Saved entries
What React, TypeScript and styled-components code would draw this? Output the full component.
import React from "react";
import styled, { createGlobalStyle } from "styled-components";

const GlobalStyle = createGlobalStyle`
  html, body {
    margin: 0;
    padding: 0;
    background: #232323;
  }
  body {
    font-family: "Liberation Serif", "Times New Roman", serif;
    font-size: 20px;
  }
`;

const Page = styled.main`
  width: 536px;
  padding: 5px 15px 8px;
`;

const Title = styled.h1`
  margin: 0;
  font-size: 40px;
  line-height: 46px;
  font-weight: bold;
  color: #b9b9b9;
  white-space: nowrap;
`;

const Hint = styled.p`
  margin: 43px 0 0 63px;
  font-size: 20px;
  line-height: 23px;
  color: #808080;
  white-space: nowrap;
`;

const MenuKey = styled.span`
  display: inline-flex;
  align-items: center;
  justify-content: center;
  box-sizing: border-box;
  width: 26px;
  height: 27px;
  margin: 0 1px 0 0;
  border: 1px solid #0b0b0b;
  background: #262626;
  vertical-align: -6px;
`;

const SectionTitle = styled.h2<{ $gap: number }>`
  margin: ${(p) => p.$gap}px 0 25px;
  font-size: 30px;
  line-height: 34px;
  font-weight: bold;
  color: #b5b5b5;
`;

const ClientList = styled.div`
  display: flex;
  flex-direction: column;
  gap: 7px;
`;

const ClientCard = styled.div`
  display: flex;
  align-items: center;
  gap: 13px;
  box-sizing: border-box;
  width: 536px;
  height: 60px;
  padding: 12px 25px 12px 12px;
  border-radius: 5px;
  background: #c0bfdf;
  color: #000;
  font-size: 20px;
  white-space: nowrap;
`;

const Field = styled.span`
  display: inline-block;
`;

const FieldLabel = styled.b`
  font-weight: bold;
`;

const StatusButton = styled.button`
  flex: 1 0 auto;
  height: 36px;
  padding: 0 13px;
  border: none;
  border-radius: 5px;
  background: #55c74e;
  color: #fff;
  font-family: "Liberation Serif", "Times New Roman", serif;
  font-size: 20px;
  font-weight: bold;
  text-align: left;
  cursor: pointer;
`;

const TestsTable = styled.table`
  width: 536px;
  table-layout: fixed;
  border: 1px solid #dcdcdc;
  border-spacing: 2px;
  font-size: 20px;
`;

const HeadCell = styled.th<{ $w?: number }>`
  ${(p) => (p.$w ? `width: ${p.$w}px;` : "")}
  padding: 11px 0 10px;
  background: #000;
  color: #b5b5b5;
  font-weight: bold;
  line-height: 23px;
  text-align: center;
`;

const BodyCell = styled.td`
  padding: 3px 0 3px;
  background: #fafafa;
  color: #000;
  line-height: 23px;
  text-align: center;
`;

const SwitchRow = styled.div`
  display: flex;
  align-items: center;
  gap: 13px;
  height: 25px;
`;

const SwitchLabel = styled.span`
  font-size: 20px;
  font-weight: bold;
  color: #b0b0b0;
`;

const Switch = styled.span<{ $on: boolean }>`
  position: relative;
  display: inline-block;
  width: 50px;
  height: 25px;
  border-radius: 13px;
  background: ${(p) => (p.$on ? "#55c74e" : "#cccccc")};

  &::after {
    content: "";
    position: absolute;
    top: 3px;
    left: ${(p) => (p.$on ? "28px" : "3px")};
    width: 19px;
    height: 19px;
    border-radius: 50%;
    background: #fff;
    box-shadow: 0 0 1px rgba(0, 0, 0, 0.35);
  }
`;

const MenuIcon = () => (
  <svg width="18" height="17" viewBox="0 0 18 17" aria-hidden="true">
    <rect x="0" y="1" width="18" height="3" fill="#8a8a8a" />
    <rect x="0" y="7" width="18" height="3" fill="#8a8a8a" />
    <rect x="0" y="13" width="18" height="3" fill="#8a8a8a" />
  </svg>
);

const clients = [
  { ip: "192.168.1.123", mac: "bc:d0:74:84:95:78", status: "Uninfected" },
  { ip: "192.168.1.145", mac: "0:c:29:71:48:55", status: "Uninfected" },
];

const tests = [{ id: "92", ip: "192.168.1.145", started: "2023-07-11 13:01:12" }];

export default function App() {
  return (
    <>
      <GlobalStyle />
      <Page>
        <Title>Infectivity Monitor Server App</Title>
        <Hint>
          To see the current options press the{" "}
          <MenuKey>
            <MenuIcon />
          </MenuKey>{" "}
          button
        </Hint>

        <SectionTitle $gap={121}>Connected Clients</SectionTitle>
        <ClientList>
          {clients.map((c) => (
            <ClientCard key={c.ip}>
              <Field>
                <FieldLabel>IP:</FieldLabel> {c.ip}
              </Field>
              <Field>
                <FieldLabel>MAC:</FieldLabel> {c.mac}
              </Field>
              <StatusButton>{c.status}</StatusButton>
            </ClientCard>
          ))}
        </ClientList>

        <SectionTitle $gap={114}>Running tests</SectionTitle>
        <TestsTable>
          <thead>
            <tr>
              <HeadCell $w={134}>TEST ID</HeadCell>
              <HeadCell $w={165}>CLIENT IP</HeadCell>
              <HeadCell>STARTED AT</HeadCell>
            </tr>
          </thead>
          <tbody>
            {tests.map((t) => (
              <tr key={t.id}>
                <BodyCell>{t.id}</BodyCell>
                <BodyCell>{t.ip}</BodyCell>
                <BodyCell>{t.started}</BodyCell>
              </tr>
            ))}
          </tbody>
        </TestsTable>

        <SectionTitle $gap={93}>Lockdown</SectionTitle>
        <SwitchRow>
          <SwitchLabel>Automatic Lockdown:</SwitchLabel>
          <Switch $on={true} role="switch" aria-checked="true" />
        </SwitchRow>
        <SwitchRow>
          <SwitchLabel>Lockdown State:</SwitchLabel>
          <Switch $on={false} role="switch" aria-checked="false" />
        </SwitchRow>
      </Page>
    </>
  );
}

---

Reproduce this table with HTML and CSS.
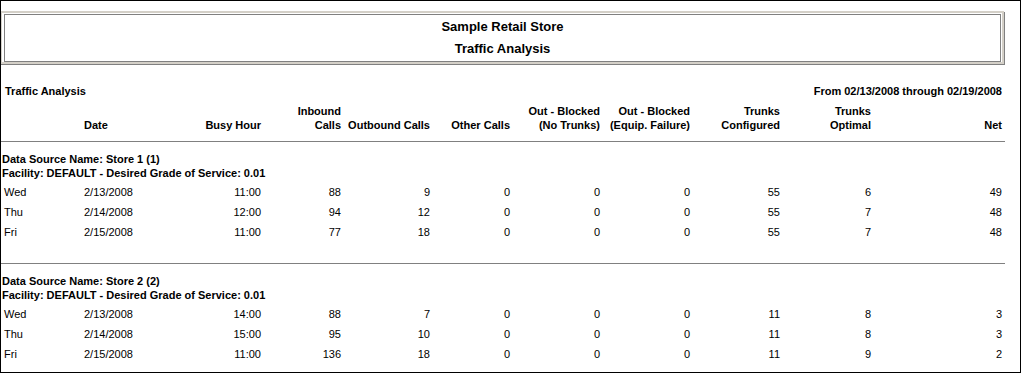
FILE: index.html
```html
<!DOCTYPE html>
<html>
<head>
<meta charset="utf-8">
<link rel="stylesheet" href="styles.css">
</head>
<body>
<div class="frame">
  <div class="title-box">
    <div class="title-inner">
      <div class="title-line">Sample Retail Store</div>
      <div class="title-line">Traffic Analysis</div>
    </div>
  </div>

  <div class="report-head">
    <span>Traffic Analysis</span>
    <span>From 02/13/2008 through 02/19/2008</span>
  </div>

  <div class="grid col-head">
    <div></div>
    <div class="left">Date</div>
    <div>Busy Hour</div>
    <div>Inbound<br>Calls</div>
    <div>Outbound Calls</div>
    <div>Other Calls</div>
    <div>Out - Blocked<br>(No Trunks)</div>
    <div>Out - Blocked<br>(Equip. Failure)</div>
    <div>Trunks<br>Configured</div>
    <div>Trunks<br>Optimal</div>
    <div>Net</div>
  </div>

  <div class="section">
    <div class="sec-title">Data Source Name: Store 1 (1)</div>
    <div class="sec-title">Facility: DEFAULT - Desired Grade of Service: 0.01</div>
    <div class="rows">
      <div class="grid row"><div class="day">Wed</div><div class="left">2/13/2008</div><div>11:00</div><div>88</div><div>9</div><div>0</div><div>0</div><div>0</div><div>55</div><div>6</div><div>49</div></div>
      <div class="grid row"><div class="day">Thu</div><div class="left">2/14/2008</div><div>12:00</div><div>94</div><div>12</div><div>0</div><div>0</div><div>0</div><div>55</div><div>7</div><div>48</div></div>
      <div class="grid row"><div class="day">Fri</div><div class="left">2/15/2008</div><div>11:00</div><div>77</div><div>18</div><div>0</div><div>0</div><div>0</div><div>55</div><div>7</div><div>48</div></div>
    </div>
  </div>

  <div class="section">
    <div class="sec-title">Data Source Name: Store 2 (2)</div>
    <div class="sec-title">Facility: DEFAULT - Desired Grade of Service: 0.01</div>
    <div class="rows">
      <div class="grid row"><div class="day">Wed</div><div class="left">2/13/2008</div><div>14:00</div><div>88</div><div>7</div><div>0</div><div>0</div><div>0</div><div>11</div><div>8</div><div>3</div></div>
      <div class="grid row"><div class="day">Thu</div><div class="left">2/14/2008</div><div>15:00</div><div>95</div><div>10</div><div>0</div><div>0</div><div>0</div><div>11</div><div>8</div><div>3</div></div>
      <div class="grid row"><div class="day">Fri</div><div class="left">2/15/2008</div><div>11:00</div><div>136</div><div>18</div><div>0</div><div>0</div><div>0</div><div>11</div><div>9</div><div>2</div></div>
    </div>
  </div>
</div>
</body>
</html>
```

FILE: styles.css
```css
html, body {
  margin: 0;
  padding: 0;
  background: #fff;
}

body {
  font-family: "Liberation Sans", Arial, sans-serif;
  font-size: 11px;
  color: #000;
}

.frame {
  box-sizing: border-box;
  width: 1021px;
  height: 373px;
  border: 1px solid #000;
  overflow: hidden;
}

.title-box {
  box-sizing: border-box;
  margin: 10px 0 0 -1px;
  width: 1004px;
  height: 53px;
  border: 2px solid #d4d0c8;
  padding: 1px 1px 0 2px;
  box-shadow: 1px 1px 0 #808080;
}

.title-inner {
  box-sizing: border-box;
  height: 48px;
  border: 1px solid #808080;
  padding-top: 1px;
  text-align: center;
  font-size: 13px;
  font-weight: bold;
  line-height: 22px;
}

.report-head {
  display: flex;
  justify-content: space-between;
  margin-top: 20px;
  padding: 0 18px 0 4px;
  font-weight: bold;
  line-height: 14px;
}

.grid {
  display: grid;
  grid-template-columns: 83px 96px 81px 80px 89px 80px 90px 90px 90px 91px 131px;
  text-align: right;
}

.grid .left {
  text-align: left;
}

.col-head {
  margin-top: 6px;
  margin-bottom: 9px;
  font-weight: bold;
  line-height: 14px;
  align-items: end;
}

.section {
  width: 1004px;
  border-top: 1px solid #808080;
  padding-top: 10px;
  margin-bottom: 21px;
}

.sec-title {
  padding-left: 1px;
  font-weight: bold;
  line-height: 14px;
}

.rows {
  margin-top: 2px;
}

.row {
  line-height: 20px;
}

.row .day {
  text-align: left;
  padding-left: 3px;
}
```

> _Aim_: Determine how many lines above contain "this" as a word or string. Give the number alone.

> _Problem solution_: 2